Se trata de los nuevos voluntarios de los Padres Blancos, que han venido de distintos lugares de España para disfrutar de una semana con los niños y jóvenes de las doscientas viviendas; con los hijos de los trabajadores del Mar de Plástico. Vienen con las pilas cargadas, las mentes y los corazones con ansias de nuevas experiencias. Durante una semana, organizarán actividades con los niños, juegos, lecturas, premios. Comienzan las Olimpiadas de las Doscientas Viviendas. Y todos saben, tanto los niños de tez chocolate como los blanquecinos voluntarios, que aquella será una experiencia que jamás olvidarán.
Nuestra Experiencia
La suerte determina el lugar donde nacemos, las dificultades o facilidades que nos depara el futuro.
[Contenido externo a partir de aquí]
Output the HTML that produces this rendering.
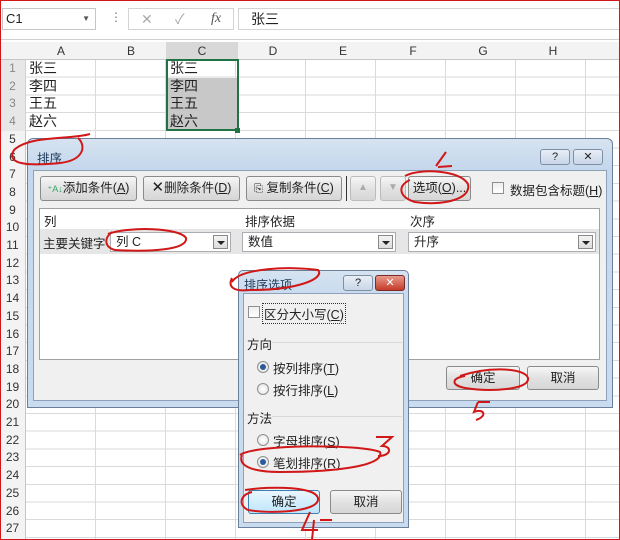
<!DOCTYPE html>
<html><head><meta charset="utf-8"><style>
*{box-sizing:border-box;margin:0;padding:0}
body{width:620px;height:540px;overflow:hidden;background:#fff;font-family:"Liberation Sans","Noto Sans CJK SC",sans-serif;font-size:13px;color:#222;position:relative}
.a{position:absolute}
.btn{position:absolute;border:1px solid #8a8a8a;border-radius:3px;background:linear-gradient(#f6f6f6,#e2e2e2 50%,#d6d6d6);font-size:12.5px;text-align:center;line-height:22px;color:#222}
.dd{position:absolute;border:1px solid #abadb3;background:#fff;height:20px;font-size:12.5px;line-height:18px;padding-left:5px}
.dd i{position:absolute;right:2px;top:2px;width:15px;height:14px;border:1px solid #888;background:linear-gradient(#f4f4f4,#dcdcdc)}
.dd i:after{content:"";position:absolute;left:3px;top:5px;border:4px solid transparent;border-top:4px solid #222;border-bottom:0}
.rad{position:absolute;width:12px;height:12px;border-radius:50%;border:1px solid #8e8f8f;background:radial-gradient(#fff,#e0e0e0)}
.rad.on:after{content:"";position:absolute;left:2px;top:2px;width:6px;height:6px;border-radius:50%;background:#2a5a9a}
.cb{position:absolute;width:12px;height:12px;border:1px solid #8e8f8f;background:linear-gradient(#eee,#fff)}
</style></head><body>
<!-- formula bar -->
<div class="a" style="left:0;top:0;width:620px;height:40px;background:#fff;border-bottom:1px solid #d0d0d0"></div>
<div class="a" style="left:2px;top:8px;width:94px;height:22px;border:1px solid #c6c6c6;font-size:13px;line-height:20px;padding-left:3px">C1<span style="position:absolute;right:5px;top:0;font-size:8px;color:#555">▼</span></div>
<div class="a" style="left:110px;top:10px;color:#777;font-size:12px">⋮</div>
<div class="a" style="left:128px;top:8px;width:106px;height:22px;border:1px solid #d4d4d4;color:#aaa;font-size:14px;line-height:20px"><span style="position:absolute;left:12px">✕</span><span style="position:absolute;left:46px">✓</span><span style="position:absolute;left:82px;color:#555;font-style:italic;font-family:'Liberation Serif',serif">fx</span></div>
<div class="a" style="left:238px;top:8px;width:382px;height:22px;border:1px solid #d4d4d4;line-height:20px;padding-left:12px;font-size:14px">张三</div>
<!-- grid -->
<div class="a" style="left:26px;top:60px;width:594px;height:480px;background-image:repeating-linear-gradient(to bottom,transparent 0,transparent 16.7px,#dadada 16.7px,#dadada 17.7px),repeating-linear-gradient(to right,transparent 0,transparent 69px,#dadada 69px,#dadada 70px)"></div>
<div class="a" style="left:0;top:42px;width:620px;height:18px;background:#f3f3f3;border-bottom:1px solid #c6c6c6;font-size:12px;line-height:18px;color:#333">
<span class="a" style="left:26px;width:70px;text-align:center">A</span><span class="a" style="left:96px;width:70px;text-align:center">B</span><span class="a" style="left:166px;width:72px;text-align:center;background:#d8d8d8">C</span><span class="a" style="left:238px;width:70px;text-align:center">D</span><span class="a" style="left:308px;width:70px;text-align:center">E</span><span class="a" style="left:378px;width:70px;text-align:center">F</span><span class="a" style="left:448px;width:70px;text-align:center">G</span><span class="a" style="left:518px;width:70px;text-align:center">H</span></div>
<div class="a" style="left:0;top:60px;width:26px;height:480px;background:#f3f3f3;border-right:1px solid #c6c6c6;font-size:12px;color:#333;line-height:17.7px;text-align:center" id="rn">1<br>2<br>3<br>4<br>5<br>6<br>7<br>8<br>9<br>10<br>11<br>12<br>13<br>14<br>15<br>16<br>17<br>18<br>19<br>20<br>21<br>22<br>23<br>24<br>25<br>26<br>27</div>
<div class="a" style="left:0;top:60px;width:26px;height:71px;background:#dcdcdc;opacity:.5"></div>
<div class="a" style="left:29px;top:60px;font-size:14px;line-height:17.7px">张三<br>李四<br>王五<br>赵六</div>
<div class="a" style="left:167px;top:78px;width:70px;height:53px;background:#c8c8c8"></div>
<div class="a" style="left:166px;top:59px;width:73px;height:72px;border:2px solid #217346"></div>
<div class="a" style="left:235px;top:128px;width:5px;height:5px;background:#217346"></div>
<div class="a" style="left:170px;top:60px;font-size:14px;line-height:17.7px">张三<br>李四<br>王五<br>赵六</div>
<!-- main dialog -->
<div class="a" style="left:27px;top:138px;width:586px;height:270px;border:1px solid #6b7f98;border-radius:6px 6px 0 0;background:linear-gradient(#d6e3f1,#c5d7ec 30px,#c9dbee)"></div>
<div class="a" style="left:37px;top:148px;font-size:12.5px;color:#1e3a5a">排序</div>
<div class="btn" style="left:540px;top:149px;width:30px;height:16px;line-height:14px;font-size:11px;border-color:#7d8ea5;background:linear-gradient(#e8eef6,#c8d6e8)">?</div>
<div class="btn" style="left:573px;top:149px;width:30px;height:16px;line-height:14px;font-size:11px;border-color:#7d8ea5;background:linear-gradient(#e8eef6,#c8d6e8)">✕</div>
<div class="a" style="left:33px;top:170px;width:574px;height:231px;background:#f0f0f0;border:1px solid #8ea1b8"></div>
<div class="btn" style="left:40px;top:176px;width:97px;height:25px"><span style="font-size:9px;color:#3a6">⁺A↓</span>添加条件(<u>A</u>)</div>
<div class="btn" style="left:143px;top:176px;width:97px;height:25px"><span style="font-size:15px">✕</span>删除条件(<u>D</u>)</div>
<div class="btn" style="left:246px;top:176px;width:96px;height:25px"><span style="font-size:11px">⎘</span> 复制条件(<u>C</u>)</div>
<div class="a" style="left:346px;top:176px;width:1px;height:25px;background:#333"></div>
<div class="btn" style="left:350px;top:176px;width:26px;height:25px;color:#aaa;font-size:10px;border-color:#bbb">▲</div>
<div class="btn" style="left:380px;top:176px;width:26px;height:25px;color:#aaa;font-size:10px;border-color:#bbb">▼</div>
<div class="btn" style="left:408px;top:176px;width:63px;height:25px">选项(<u>O</u>)...</div>
<div class="cb" style="left:492px;top:182px"></div>
<div class="a" style="left:510px;top:180px;font-size:12.5px">数据包含标题(<u>H</u>)</div>
<div class="a" style="left:39px;top:208px;width:561px;height:152px;background:#fff;border:1px solid #a0a0a0"></div>
<div class="a" style="left:44px;top:211px;font-size:12.5px">列</div>
<div class="a" style="left:245px;top:211px;font-size:12.5px">排序依据</div>
<div class="a" style="left:410px;top:211px;font-size:12.5px">次序</div>
<div class="a" style="left:40px;top:229px;width:559px;height:25px;background:#e6e6e6"></div>
<div class="a" style="left:43px;top:233px;font-size:12.5px">主要关键字</div>
<div class="dd" style="left:110px;top:232px;width:121px">列 C<i></i></div>
<div class="dd" style="left:242px;top:232px;width:154px">数值<i></i></div>
<div class="dd" style="left:408px;top:232px;width:188px">升序<i></i></div>
<div class="btn" style="left:446px;top:366px;width:74px;height:24px">确定</div>
<div class="btn" style="left:527px;top:366px;width:72px;height:24px">取消</div>
<!-- sub dialog -->
<div class="a" style="left:238px;top:270px;width:171px;height:258px;border:1px solid #6b7f98;border-radius:5px 5px 0 0;background:linear-gradient(#d6e3f1,#c9dbee 22px,#c9dbee)"></div>
<div class="a" style="left:244px;top:276px;font-size:12px;color:#1e3a5a">排序选项</div>
<div class="btn" style="left:343px;top:275px;width:30px;height:16px;line-height:14px;font-size:11px;border-color:#7d8ea5;background:linear-gradient(#e8eef6,#c8d6e8)">?</div>
<div class="btn" style="left:375px;top:275px;width:30px;height:16px;line-height:14px;font-size:11px;color:#fff;border-color:#7a2a2a;background:linear-gradient(#e89a8a,#c53a2a)">✕</div>
<div class="a" style="left:243px;top:293px;width:161px;height:230px;background:#f0f0f0;border:1px solid #8ea1b8"></div>
<div class="cb" style="left:248px;top:306px"></div>
<div class="a" style="left:262px;top:303px;font-size:12.5px;border:1px dotted #333;padding:0 1px">区分大小写(<u>C</u>)</div>
<div class="a" style="left:247px;top:334px;font-size:12.5px">方向</div>
<div class="a" style="left:272px;top:342px;width:130px;height:1px;background:#d8d8d8"></div>
<div class="rad on" style="left:257px;top:361px"></div>
<div class="a" style="left:273px;top:358px;font-size:12.5px">按列排序(<u>T</u>)</div>
<div class="rad" style="left:257px;top:383px"></div>
<div class="a" style="left:273px;top:380px;font-size:12.5px">按行排序(<u>L</u>)</div>
<div class="a" style="left:247px;top:408px;font-size:12.5px">方法</div>
<div class="a" style="left:272px;top:416px;width:130px;height:1px;background:#d8d8d8"></div>
<div class="rad" style="left:257px;top:434px"></div>
<div class="a" style="left:273px;top:431px;font-size:12.5px">字母排序(<u>S</u>)</div>
<div class="rad on" style="left:257px;top:456px"></div>
<div class="a" style="left:273px;top:453px;font-size:12.5px">笔划排序(<u>R</u>)</div>
<div class="btn" style="left:248px;top:490px;width:72px;height:24px;border-color:#3c7fb1;background:linear-gradient(#eaf6fd,#bee6fd)">确定</div>
<div class="btn" style="left:330px;top:490px;width:72px;height:24px">取消</div>
<!-- red annotations -->
<svg class="a" style="left:0;top:0" width="620" height="540" fill="none" stroke="#d01818" stroke-width="2">
<rect x="0.5" y="0.5" width="619" height="539" stroke-width="1"/>
<path d="M90 134 C70 140 30 135 14 150 C5 165 30 166 60 163 C85 160 86 145 78 138"/>
<path d="M405 176 C420 168 460 170 468 184 C472 200 440 206 415 202 C400 198 396 186 410 180"/>
<path d="M436 166 L446 152 M438 167 L452 166"/>
<path d="M108 234 C130 226 180 228 186 238 C188 250 150 252 115 250 C104 247 104 238 112 232"/>
<path d="M232 282 C240 268 290 266 318 270 C325 278 300 290 250 290 C232 292 228 286 232 278"/>
<path d="M240 455 C255 444 360 444 380 452 C385 465 340 472 280 472 C250 472 238 465 242 455"/>
<path d="M376 437 L392 437 L382 446 C392 446 392 456 378 456"/>
<path d="M245 490 C270 486 320 486 318 500 C316 512 270 514 248 510 C238 505 240 495 252 492"/>
<path d="M310 512 L302 530 L318 530 M314 520 L312 540 M320 520 L332 520"/>
<path d="M460 376 C490 366 525 368 528 378 C530 390 490 392 465 388 C450 385 452 378 465 376"/>
<path d="M478 402 L474 412 C484 408 488 416 476 420 M478 402 L490 402"/>
</svg>
</body></html>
El porvenir está determinado por dónde y en qué familia nacemos, dado que las oportunidades no son las mismas para todos.
En estos días en las doscientas, nos hemos dado cuenta de lo afortunados que somos, por tener la posibilidad de acceder fácilmente a una educación de calidad, por tener un techo y un plato caliente todas las noches. Por tener unos padres que quieren, y pueden, dedicarnos el tiempo que todo niño necesita.
También hemos tenido el placer de conocer a unos niños maravillosos, agradecidos, ávidos de conocimientos y de cariño. Niños que han nacido con el estigma de ser distintos, de ser inmigrantes, con la carga de vivir en un mundo que no les acoge. Porque su tez y su nacionalidad dicen cosas distintas. Pero en el fondo, son iguales que nosotros. Y digo iguales, quedándome corta. Porque ojalá la mayoría de nosotros mirásemos con el mismo agradecimiento un vaso de zumo, o un puñado de galletas. Porque ojalá la mayoría de nosotros fuese la mitad de abierto, de gentil, de lo que son estos niños. Llenos de imaginación, de esperanzas, de humildad. Y nosotros aquí, tratando de aportar un granito de arena, pero sintiéndonos pequeños ante tanta grandeza. Ojalá el mundo estuviera un poco más repartido, y la cooperación venciera a los prejuicios y la discriminación. Porque somos tan distintos por fuera, pero tan iguales por dentro. Gracias 200 viviendas, nos has dado tanto a cambio de tan poco.